When it all began, God took a little dirt, and then poured out His Spirit into the dirt. You can imagine a potter sculpting some work of art out of clay and water. But God sculpted His work with the moisture of the condensation of His own breath. Even in this first start to life we see God’s intimacy with us.
But there was a problem. Adam and Eve sinned. We chose to do things our own way apart from God and so, consequently, all kinds of brokenness entered into our lives: bitterness, anger, depression, lust, addiction and even death. The Church Fathers teach that the deaf man in the gospel represents this kind of humanity. He’s crippled in the way that we are all crippled. Jesus Christ brings us a way out.
He is the second Adam; the second kind of humanity. He’s the opportunity to become a new kind of person.
Paul explains, “The first man Adam became a living being; the last Adam, a life-giving spirit…The first man was of the dust of the earth; the second man is of heaven…the perishable must clothe itself with the imperishable, and the mortal with immortality” (1 Cor. 15:45;53). "Clothe yourselves with the Lord Jesus Christ" (Romans 13:14).
That’s what it means to be Christian. But how do we do this?
Jesus shows us in the very way that He heals the deaf man.
Again: “He took him aside from the multitude, and put his fingers into his ears, and he spat, and touched his tongue. And looking up to heaven, he sighed, and saith unto him, Ephphatha, that is, Be opened.”
First, in order to heal us, Jesus Christ has to take us aside. In other words, we can’t keep living the same lifestyle. Nowadays, you hear all kind of talk about not judging and accepting the lifestyles of others. That’s all very good. But it isn’t Christian. We have to love everyone. But the gospel is clear that certain lifestyles lead to death. We have step aside from the ways of the world in order to meet God, and that’s a lifetime process.
Second, once we’ve stepped away from sin, we’re able to encounter God, and that encounter is always intimate and tangible. Jesus didn’t heal the deaf man in some spiritual manner. He spat and touched. That’s how God is in our lives. He heals us body and soul, flesh and blood.
This is the Church.
“Arise and be baptized” (Acts 22:16).
"Is there any one among you suffering…Let him call for the presbyters of the Church, and let them pray over him, anointing him with oil in the name of the Lord” (James 4:13-15).

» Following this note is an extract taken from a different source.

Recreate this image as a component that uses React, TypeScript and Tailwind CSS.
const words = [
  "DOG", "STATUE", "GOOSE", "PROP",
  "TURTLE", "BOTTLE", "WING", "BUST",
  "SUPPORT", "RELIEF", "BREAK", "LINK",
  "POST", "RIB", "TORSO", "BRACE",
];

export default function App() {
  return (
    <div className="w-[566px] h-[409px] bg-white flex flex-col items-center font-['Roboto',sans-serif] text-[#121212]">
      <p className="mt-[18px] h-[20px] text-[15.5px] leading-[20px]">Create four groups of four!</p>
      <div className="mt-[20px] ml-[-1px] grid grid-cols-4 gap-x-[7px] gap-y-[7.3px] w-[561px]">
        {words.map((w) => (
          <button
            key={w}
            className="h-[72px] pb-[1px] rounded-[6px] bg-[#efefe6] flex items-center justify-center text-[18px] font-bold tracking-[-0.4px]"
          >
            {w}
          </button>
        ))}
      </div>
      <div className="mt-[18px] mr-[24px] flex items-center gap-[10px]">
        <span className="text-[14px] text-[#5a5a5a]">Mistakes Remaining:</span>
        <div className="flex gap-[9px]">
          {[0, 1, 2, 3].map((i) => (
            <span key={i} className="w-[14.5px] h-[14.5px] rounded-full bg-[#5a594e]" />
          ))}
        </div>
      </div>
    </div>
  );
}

“What doth it profit, my brethren, though a man say he hath faith, and have not works? can faith save him? For as the body without the spirit is dead, so faith without works is dead also” (James 2:26).
We aren’t saved in a vacuum. We aren’t saved by mere faith and beliefs. We are not saved from the world. We are saved in the world.
God heals us through the splash of baptism and each time we put our fingers into holy water and make the sign of the cross. God heals us when we kneel at the altar rail to eat His Body and drink His Blood. God heals us when we come to a priest for anointing, or when the priest lays his hands over us and says the absolution. God heals us in the music, the incense, the robes…all the physical stuff. The Church’s beauty isn’t there just because it’s nice. The beauty is the very breath of God in our lives.
When God became flesh he chose to save us in the flesh.
God heals us in our worship. That’s why it’s so important for us to enter into the worship reverently. We need to whisper during the service or in the nursery, lovingly and sensitively, striving to be still and in that stillness soak in God’s beauty. Something holy is happening. When two or more are gathered in the presence of the Blessed Sacrament we are bathed in God’s life-changing grace.
And God heals us in the community. The minute we’ve distanced ourselves from parish life we’ve become that lamb who’s strayed from the fold. When we distance ourselves from our brother and sister in Christ, we’ve distanced ourselves from God. If you want an encounter with God, look into your brother’s eyes, for that is where God meets us. We are saved in family. Paul calls us continually to avoid divisions and to encourage one another. He writes, “So that there may be no division in the body, but that the members may have the same care for one another” (1 Corinthians 12:25). “Let us not neglect meeting together, as some have made a habit, but let us encourage one another, and all the more as you see the Day approaching” (Hebrews 10:25). “For even as the body is one and yet has many members, and all the members of the body, though they are many, are one body, so also is Christ” (I Corinthians 12:12).
This is the Church.
This is incarnational Christianity. It isn’t gnostic. It isn’t aloof. Christianity isn’t spirituality. Christianity is life. God is flesh and saves us in the flesh.
But this is all summed up in the simple way that a child seeks a kiss. When my daughter Eva hurt herself she didn’t need mere spiritual comfort. She needed a real connection with her Papa. That’s why we need the Church, for it is in the Church, the Body of Christ, that we find that healing touch from our Lord and Savior.
In the Name of the Father, and of the Son, and of the Holy Ghost. Amen.